= Given problem =
Return all of the data exactly as written, without the pictures.

>>

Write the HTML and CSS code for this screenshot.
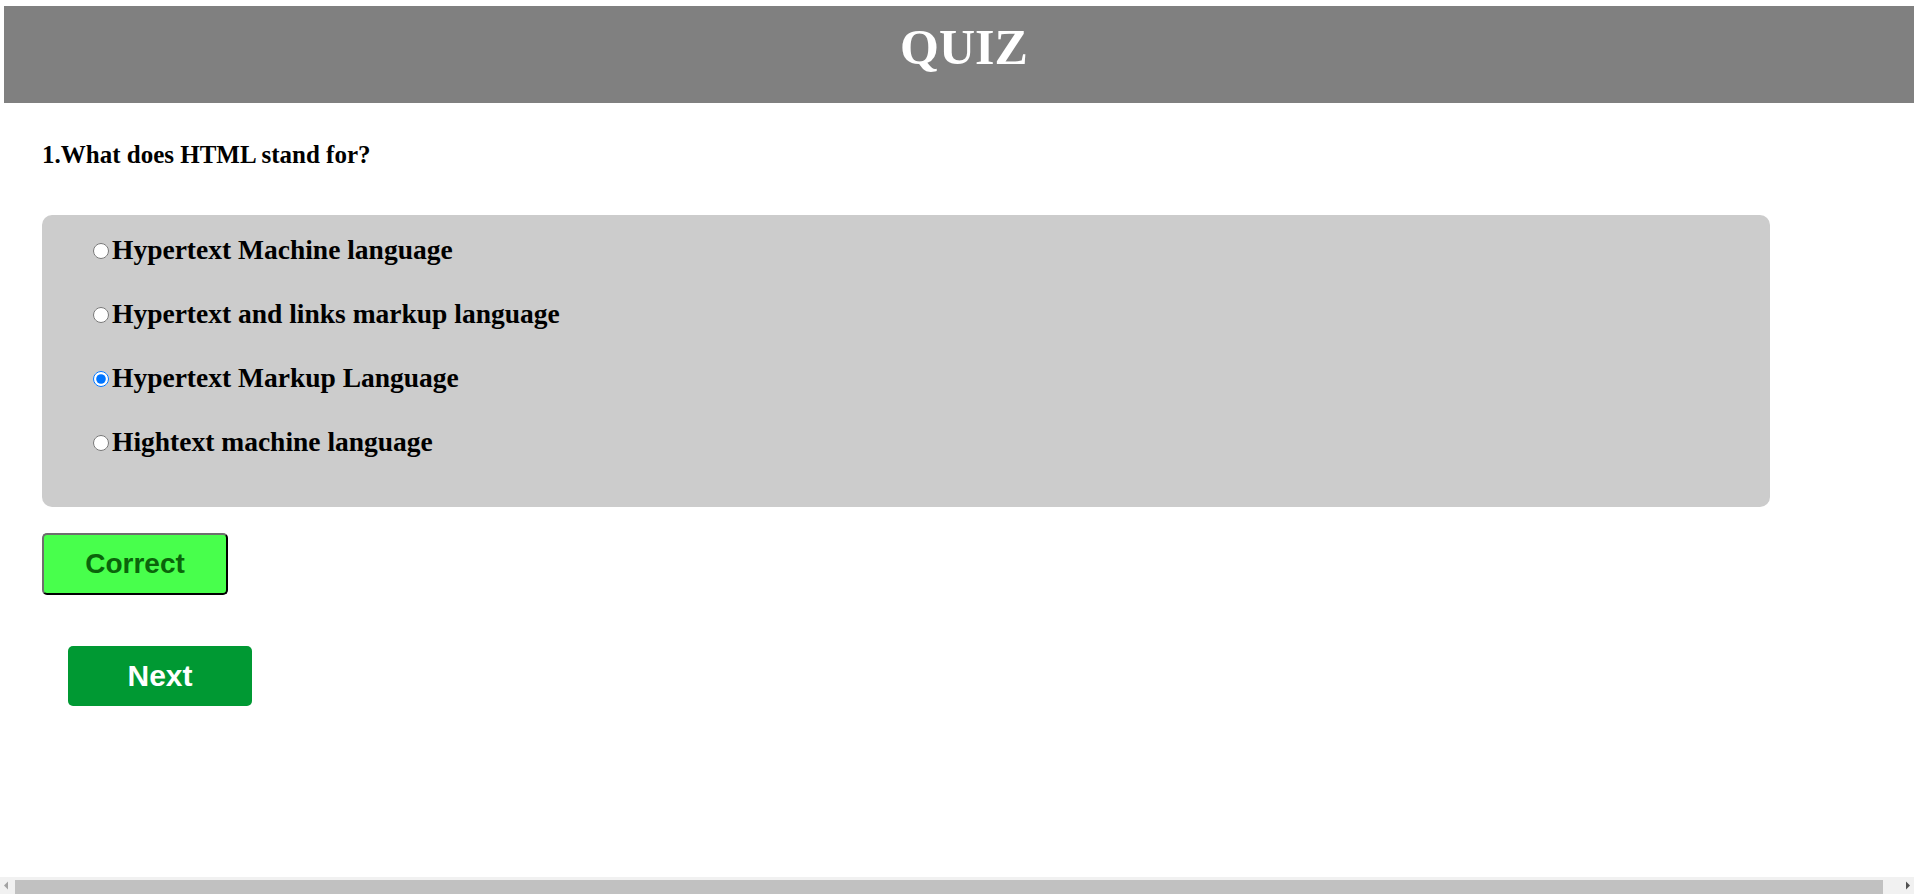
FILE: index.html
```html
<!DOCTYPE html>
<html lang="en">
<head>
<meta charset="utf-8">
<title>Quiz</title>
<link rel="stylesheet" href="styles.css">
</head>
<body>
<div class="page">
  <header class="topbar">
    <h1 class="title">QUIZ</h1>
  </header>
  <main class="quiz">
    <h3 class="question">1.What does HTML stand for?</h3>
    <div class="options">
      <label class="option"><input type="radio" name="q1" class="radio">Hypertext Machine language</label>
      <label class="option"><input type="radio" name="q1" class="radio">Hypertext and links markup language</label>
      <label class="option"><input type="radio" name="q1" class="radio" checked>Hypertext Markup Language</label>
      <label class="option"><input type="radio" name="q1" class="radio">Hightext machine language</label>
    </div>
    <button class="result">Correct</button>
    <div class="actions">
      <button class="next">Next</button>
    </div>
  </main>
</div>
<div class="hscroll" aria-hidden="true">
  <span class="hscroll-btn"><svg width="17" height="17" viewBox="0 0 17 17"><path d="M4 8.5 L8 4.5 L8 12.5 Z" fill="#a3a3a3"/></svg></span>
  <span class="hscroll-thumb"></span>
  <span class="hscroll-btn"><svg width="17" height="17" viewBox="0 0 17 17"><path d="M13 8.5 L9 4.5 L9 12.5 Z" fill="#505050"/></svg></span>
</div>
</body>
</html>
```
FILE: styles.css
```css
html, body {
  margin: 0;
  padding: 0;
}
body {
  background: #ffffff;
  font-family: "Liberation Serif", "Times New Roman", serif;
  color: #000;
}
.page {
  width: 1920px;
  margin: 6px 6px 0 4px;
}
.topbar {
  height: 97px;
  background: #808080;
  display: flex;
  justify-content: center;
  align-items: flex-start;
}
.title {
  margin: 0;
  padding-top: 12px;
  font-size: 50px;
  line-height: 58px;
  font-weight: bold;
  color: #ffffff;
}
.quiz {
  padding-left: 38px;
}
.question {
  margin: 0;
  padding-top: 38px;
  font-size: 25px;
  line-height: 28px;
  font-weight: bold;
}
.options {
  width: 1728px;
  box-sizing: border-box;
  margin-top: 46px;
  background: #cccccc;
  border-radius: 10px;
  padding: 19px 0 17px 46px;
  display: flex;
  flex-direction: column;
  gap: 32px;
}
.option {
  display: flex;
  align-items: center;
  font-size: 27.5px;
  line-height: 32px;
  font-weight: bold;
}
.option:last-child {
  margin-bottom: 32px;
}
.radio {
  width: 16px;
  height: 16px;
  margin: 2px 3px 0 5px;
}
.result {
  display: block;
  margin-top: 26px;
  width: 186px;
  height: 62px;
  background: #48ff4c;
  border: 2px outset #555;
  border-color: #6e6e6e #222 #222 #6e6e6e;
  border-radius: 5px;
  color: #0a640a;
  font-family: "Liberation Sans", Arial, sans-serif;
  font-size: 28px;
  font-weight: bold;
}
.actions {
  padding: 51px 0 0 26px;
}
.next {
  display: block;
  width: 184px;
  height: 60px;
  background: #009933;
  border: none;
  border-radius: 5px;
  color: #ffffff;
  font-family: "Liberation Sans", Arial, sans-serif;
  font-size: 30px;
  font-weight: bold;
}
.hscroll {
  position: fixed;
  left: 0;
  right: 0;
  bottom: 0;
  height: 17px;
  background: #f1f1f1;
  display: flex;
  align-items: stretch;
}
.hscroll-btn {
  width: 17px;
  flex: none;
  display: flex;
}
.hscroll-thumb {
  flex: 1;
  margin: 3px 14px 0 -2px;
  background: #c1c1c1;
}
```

<<

= Worked answer =
Write the HTML and CSS code for this screenshot.
FILE: index.html
```html
<!DOCTYPE html>
<html lang="en">
<head>
<meta charset="utf-8">
<title>Quiz</title>
<link rel="stylesheet" href="styles.css">
</head>
<body>
<div class="page">
  <header class="topbar">
    <h1 class="title">QUIZ</h1>
  </header>
  <main class="quiz">
    <h3 class="question">1.What does HTML stand for?</h3>
    <div class="options">
      <label class="option"><input type="radio" name="q1" class="radio">Hypertext Machine language</label>
      <label class="option"><input type="radio" name="q1" class="radio">Hypertext and links markup language</label>
      <label class="option"><input type="radio" name="q1" class="radio" checked>Hypertext Markup Language</label>
      <label class="option"><input type="radio" name="q1" class="radio">Hightext machine language</label>
    </div>
    <button class="result">Correct</button>
    <div class="actions">
      <button class="next">Next</button>
    </div>
  </main>
</div>
<div class="hscroll" aria-hidden="true">
  <span class="hscroll-btn"><svg width="17" height="17" viewBox="0 0 17 17"><path d="M4 8.5 L8 4.5 L8 12.5 Z" fill="#a3a3a3"/></svg></span>
  <span class="hscroll-thumb"></span>
  <span class="hscroll-btn"><svg width="17" height="17" viewBox="0 0 17 17"><path d="M13 8.5 L9 4.5 L9 12.5 Z" fill="#505050"/></svg></span>
</div>
</body>
</html>
```
FILE: styles.css
```css
html, body {
  margin: 0;
  padding: 0;
}
body {
  background: #ffffff;
  font-family: "Liberation Serif", "Times New Roman", serif;
  color: #000;
}
.page {
  width: 1920px;
  margin: 6px 6px 0 4px;
}
.topbar {
  height: 97px;
  background: #808080;
  display: flex;
  justify-content: center;
  align-items: flex-start;
}
.title {
  margin: 0;
  padding-top: 12px;
  font-size: 50px;
  line-height: 58px;
  font-weight: bold;
  color: #ffffff;
}
.quiz {
  padding-left: 38px;
}
.question {
  margin: 0;
  padding-top: 38px;
  font-size: 25px;
  line-height: 28px;
  font-weight: bold;
}
.options {
  width: 1728px;
  box-sizing: border-box;
  margin-top: 46px;
  background: #cccccc;
  border-radius: 10px;
  padding: 19px 0 17px 46px;
  display: flex;
  flex-direction: column;
  gap: 32px;
}
.option {
  display: flex;
  align-items: center;
  font-size: 27.5px;
  line-height: 32px;
  font-weight: bold;
}
.option:last-child {
  margin-bottom: 32px;
}
.radio {
  width: 16px;
  height: 16px;
  margin: 2px 3px 0 5px;
}
.result {
  display: block;
  margin-top: 26px;
  width: 186px;
  height: 62px;
  background: #48ff4c;
  border: 2px outset #555;
  border-color: #6e6e6e #222 #222 #6e6e6e;
  border-radius: 5px;
  color: #0a640a;
  font-family: "Liberation Sans", Arial, sans-serif;
  font-size: 28px;
  font-weight: bold;
}
.actions {
  padding: 51px 0 0 26px;
}
.next {
  display: block;
  width: 184px;
  height: 60px;
  background: #009933;
  border: none;
  border-radius: 5px;
  color: #ffffff;
  font-family: "Liberation Sans", Arial, sans-serif;
  font-size: 30px;
  font-weight: bold;
}
.hscroll {
  position: fixed;
  left: 0;
  right: 0;
  bottom: 0;
  height: 17px;
  background: #f1f1f1;
  display: flex;
  align-items: stretch;
}
.hscroll-btn {
  width: 17px;
  flex: none;
  display: flex;
}
.hscroll-thumb {
  flex: 1;
  margin: 3px 14px 0 -2px;
  background: #c1c1c1;
}
```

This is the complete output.